Gardening 101: Edgeworthia

April 17, 2023

Paperbush, Edgeworthia chrysantha

In the tentatively lengthening days of late winter, we cherish the rare botanical signs that this, too, shall pass. There is no better sign of hope than buds. In January and February, when frequent freezes snap hard overnight, flower buds that can withstand shivering temperatures without losing their precious promise of flowers, seem magical. If they are scented, all the better. Edgeworthia, a strange-limbed shrub whose form is more suggestive of deserts than of regions where tropical summers are followed by hard winters, is an exceptional choice for gardeners who crave respite after the most barren of months.

Photography by Marie Viljoen.

Above: Edgeworthia, with an evergreen camellia backdrop.

Native to the forested Himalayan regions of southern China and Myanmar, Edgeworthia chrysantha (E. papyrifera is a synonym) is known commonly as paperbush in English. Its inner bark fibers have been used for centuries in Japan to make paper and yarn (apparently with insect-repelling properties). Historically, it was used to make Japanese banknotes, and that tradition is being revived.

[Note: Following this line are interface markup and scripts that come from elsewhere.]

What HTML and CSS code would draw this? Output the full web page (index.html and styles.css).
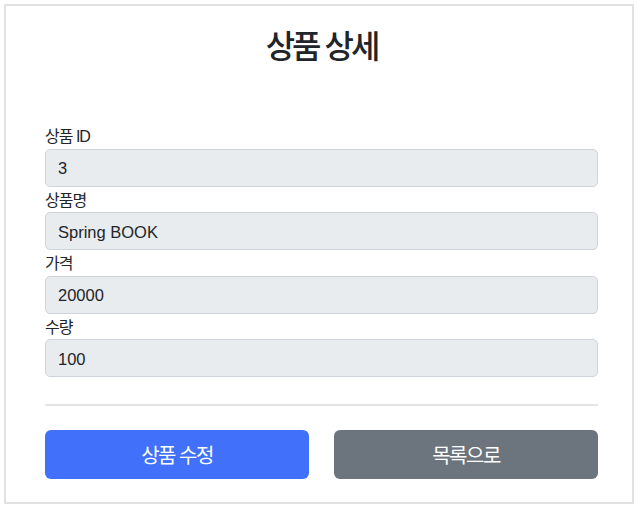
FILE: index.html
```html
<!DOCTYPE html>
<html lang="ko">
<head>
    <meta charset="UTF-8">
    <meta name="viewport" content="width=device-width, initial-scale=1.0">
    <title>상품 상세</title>
    <link rel="stylesheet" href="styles.css">
</head>
<body>
    <div class="item__frame">
        <div class="item__header">
            <h2>상품 상세</h2>
        </div>

        <div class="form__group">
            <label for="itemId">상품 ID</label>
            <input type="text" id="itemId" name="itemId" class="form__control" value="3" readonly>
        </div>
        <div class="form__group">
            <label for="itemName">상품명</label>
            <input type="text" id="itemName" name="itemName" class="form__control" value="Spring BOOK" readonly>
        </div>
        <div class="form__group">
            <label for="price">가격</label>
            <input type="text" id="price" name="price" class="form__control" value="20000" readonly>
        </div>
        <div class="form__group">
            <label for="quantity">수량</label>
            <input type="text" id="quantity" name="quantity" class="form__control" value="100" readonly>
        </div>

        <hr class="item__divider">

        <div class="btn__row">
            <button type="button" class="btn btn--primary">상품 수정</button>
            <button type="button" class="btn btn--secondary">목록으로</button>
        </div>
    </div>
</body>
</html>
```

FILE: styles.css
```css
body {
    margin: 0;
    background: #fff;
    color: #212529;
    font-family: "Liberation Sans", "Noto Sans CJK KR", sans-serif;
    font-size: 16px;
}
.item__frame {
    box-sizing: border-box;
    width: 630px;
    height: 500px;
    margin: 4px 0 0 4px;
    padding: 0 34px 0 39px;
    border: 2px solid #e2e2e2;
}
.item__header {
    height: 117px;
    text-align: center;
}
.item__header h2 {
    margin: 0;
    padding-top: 21px;
    font-size: 32px;
    font-weight: 500;
    line-height: 40px;
    letter-spacing: -3px;
}
.form__group label {
    display: block;
    height: 25.5px;
    padding-top: 1px;
    box-sizing: border-box;
    line-height: 25.5px;
    letter-spacing: -1px;
}
.form__control {
    display: block;
    box-sizing: border-box;
    width: 100%;
    height: 38px;
    margin: 0;
    padding: 2px 12px 0;
    border: 1px solid #ced4da;
    border-radius: 5px;
    background: #e9ecef;
    color: #212529;
    font-family: inherit;
    font-size: 16.5px;
}
.item__divider {
    margin: 27px 0 24px;
    border: none;
    border-top: 2px solid #e4e4e4;
}
.btn__row {
    display: flex;
    gap: 25px;
}
.btn {
    flex: 1;
    height: 49px;
    border: none;
    border-radius: 6px;
    color: #fff;
    font-family: inherit;
    font-size: 20px;
    letter-spacing: -1.5px;
    cursor: pointer;
}
.btn--primary {
    background: #4171fb;
}
.btn--secondary {
    background: #6c757d;
}
```
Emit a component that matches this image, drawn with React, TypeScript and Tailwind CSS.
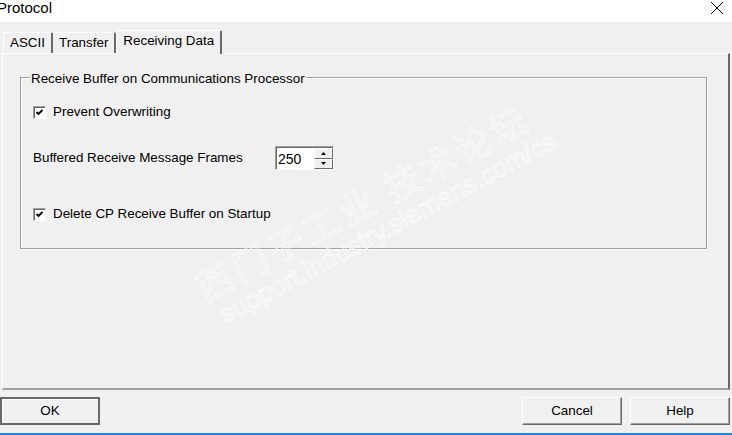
import React from "react";

const font = { fontFamily: '"Liberation Sans", Arial, "Noto Sans CJK SC", sans-serif' };

function Check({ label }: { label: string }) {
  return (
    <div className="flex items-center gap-[7px]">
      <div className="w-[13px] h-[13px] bg-white border border-t-[#a0a0a0] border-l-[#a0a0a0] border-r-white border-b-white shadow-[inset_1px_1px_0_#696969] flex items-center justify-center">
        <svg width="9" height="9" viewBox="0 0 9 9">
          <path d="M1.5 4 L3.5 6 L7.5 2" stroke="#000" strokeWidth="1.8" fill="none" />
        </svg>
      </div>
      <span>{label}</span>
    </div>
  );
}

function Btn({ label, def }: { label: string; def?: boolean }) {
  return (
    <div
      className={
        "w-[100px] h-[28px] flex items-center justify-center bg-[#f0f0f0] " +
        (def
          ? "border-2 border-[#696969] shadow-[inset_1px_1px_0_#fff]"
          : "border border-t-white border-l-white border-r-[#696969] border-b-[#696969] shadow-[inset_-1px_-1px_0_#a0a0a0]")
      }
    >
      {label}
    </div>
  );
}

export default function App() {
  return (
    <div className="w-[732px] h-[435px] bg-[#f0f0f0] text-[13.4px] text-black flex flex-col relative overflow-hidden" style={font}>
      <div className="h-[22px] bg-white flex items-center justify-between pr-[8px]">
        <span className="text-[15px] -ml-[3px] -mt-[6px]">Protocol</span>
        <svg width="14" height="14" viewBox="0 0 14 14" className="-mt-[6px]">
          <path d="M1 1 L13 13 M13 1 L1 13" stroke="#000" strokeWidth="1" />
        </svg>
      </div>

      <div className="flex items-end pl-[3px] h-[31px]">
        <div className="h-[21px] px-[6px] flex items-center border-l border-t border-white border-r-2 border-r-[#696969] rounded-t-[2px]">ASCII</div>
        <div className="h-[21px] px-[6px] flex items-center border-t border-white border-r-2 border-r-[#696969] rounded-t-[2px]">Transfer</div>
        <div className="h-[24px] px-[6px] pb-[3px] flex items-center border-t border-l border-white border-r-2 border-r-[#696969] -mb-px bg-[#f0f0f0] relative z-10 rounded-t-[2px]">Receiving Data</div>
      </div>

      <div className="mx-[2px] h-[337px] border-t border-l border-white border-r-2 border-b-2 border-r-[#696969] border-b-[#a0a0a0] pt-[23px] px-[17px]">
        <div className="relative h-[172px] border border-[#a0a0a0] shadow-[1px_1px_0_#fff,inset_1px_1px_0_#fff] mr-[4px]">
          <span className="absolute -top-[9px] left-[9px] px-[1px] bg-[#f0f0f0]">Receive Buffer on Communications Processor</span>
          <div className="pl-[12px] pt-[24px] flex flex-col">
            <Check label="Prevent Overwriting" />
            <div className="flex items-center mt-[24px] h-[24px]">
              <span className="w-[242px]">Buffered Receive Message Frames</span>
              <div className="flex h-[24px] border border-t-[#a0a0a0] border-l-[#a0a0a0] border-r-white border-b-white">
                <div className="w-[38px] bg-white border-t border-l border-[#696969] pl-[1px] pt-[2px] text-[14px] leading-[18px]">250</div>
                <div className="w-[19px] flex flex-col bg-white border-t border-[#696969]">
                  <div className="flex-1 bg-[#f0f0f0] border border-t-white border-l-white border-r-[#696969] border-b-[#696969] flex items-center justify-center">
                    <svg width="5" height="3" viewBox="0 0 5 3"><path d="M2.5 0 L5 3 L0 3 Z" fill="#000" /></svg>
                  </div>
                  <div className="flex-1 bg-[#f0f0f0] border border-t-white border-l-white border-r-[#696969] border-b-[#696969] flex items-center justify-center">
                    <svg width="5" height="3" viewBox="0 0 5 3"><path d="M0 0 L5 0 L2.5 3 Z" fill="#000" /></svg>
                  </div>
                </div>
              </div>
            </div>
            <div className="mt-[34px]">
              <Check label="Delete CP Receive Buffer on Startup" />
            </div>
          </div>
        </div>
      </div>

      <div className="flex mt-[7px] h-[28px]">
        <Btn label="OK" def />
        <div className="flex-1" />
        <Btn label="Cancel" />
        <div className="w-[8px]" />
        <Btn label="Help" />
        <div className="w-[2px]" />
      </div>

      <div className="absolute left-0 right-0 bottom-0 h-[2px] bg-[#1e88e5]" />

      <div className="absolute left-[188px] top-[270px] -rotate-[28deg] origin-top-left pointer-events-none select-none text-transparent [-webkit-text-stroke:0.8px_rgba(255,255,255,0.9)] whitespace-nowrap">
        <div className="text-[36px] leading-[42px] tracking-[4px]" style={{ fontFamily: '"Noto Sans CJK SC", sans-serif' }}>西门子工业 技术论坛</div>
        <div className="text-[26px] leading-[29px] ml-[8px]">support.industry.siemens.com/cs</div>
      </div>
    </div>
  );
}
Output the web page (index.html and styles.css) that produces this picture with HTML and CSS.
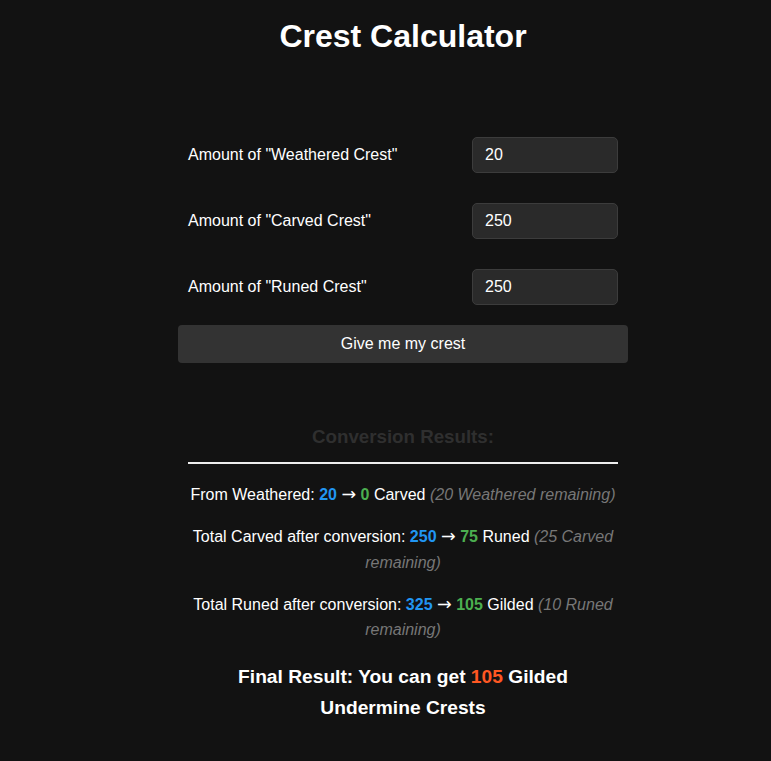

Above: Silvery buds in January (in Brooklyn).
Above: Every stage of bud-burst is beautiful.
Above: Their down-turned umbelliferous flowers are scented when open.

Edgeworthia’s smooth bark is interesting in winter, when its strange, deciduous limbs are bare. But the shrub’s enchantment is its cold-season buds: silvery and velvet-soft, they persist for freezing weeks until sumptuous clusters of rich yellow flowers open, borne on naked branches in late winter and early spring. Leaves emerge in late spring, long and eucalyptus-like, holding clear diamond drops of water, when it rains.

Above: Sometimes, more is more. Edgeworthia with winter hazel at the Brooklyn Botanic Garden.
Above: An urban Edgeworthia in Tribeca, New York City.
Above: Take a deep, delicious breath…

Cheat Sheet

  • Plant Edgeworthia where noses can reach its richly scented flowers.
  • If you have the space, use evergreen shrubs as a somber backdrop for its constellation of silver buds and yellow flowers.
  • This is not a small shrub—give Edgeworthia room to spread.
  • Despite the buds’ cold-resistance, do not locate Edgeworthia where it will be blasted by the prevailing winter wind.
Above: Opulent, sumptuous, plush. The glory of Edgeworthia in full bloom.

Keep It Alive

  • Edgeworthia is officially hardy from USDA zones 7 to 10, but zone 6 is a strong contender in our climate-changing times.
  • Edgeworthia grows in full sun, but prefers partial shade in hot summer regions. (If you live in the latter, choose a spot that receives morning sun.)
  • Dry summer climates are not Edgeworthia’s happy place – the shrub prefers humidity and ample moisture.
  • If planting in a container, you will need to root-prune Edgeworthia every couple of years: this is a shrub that likes to spread!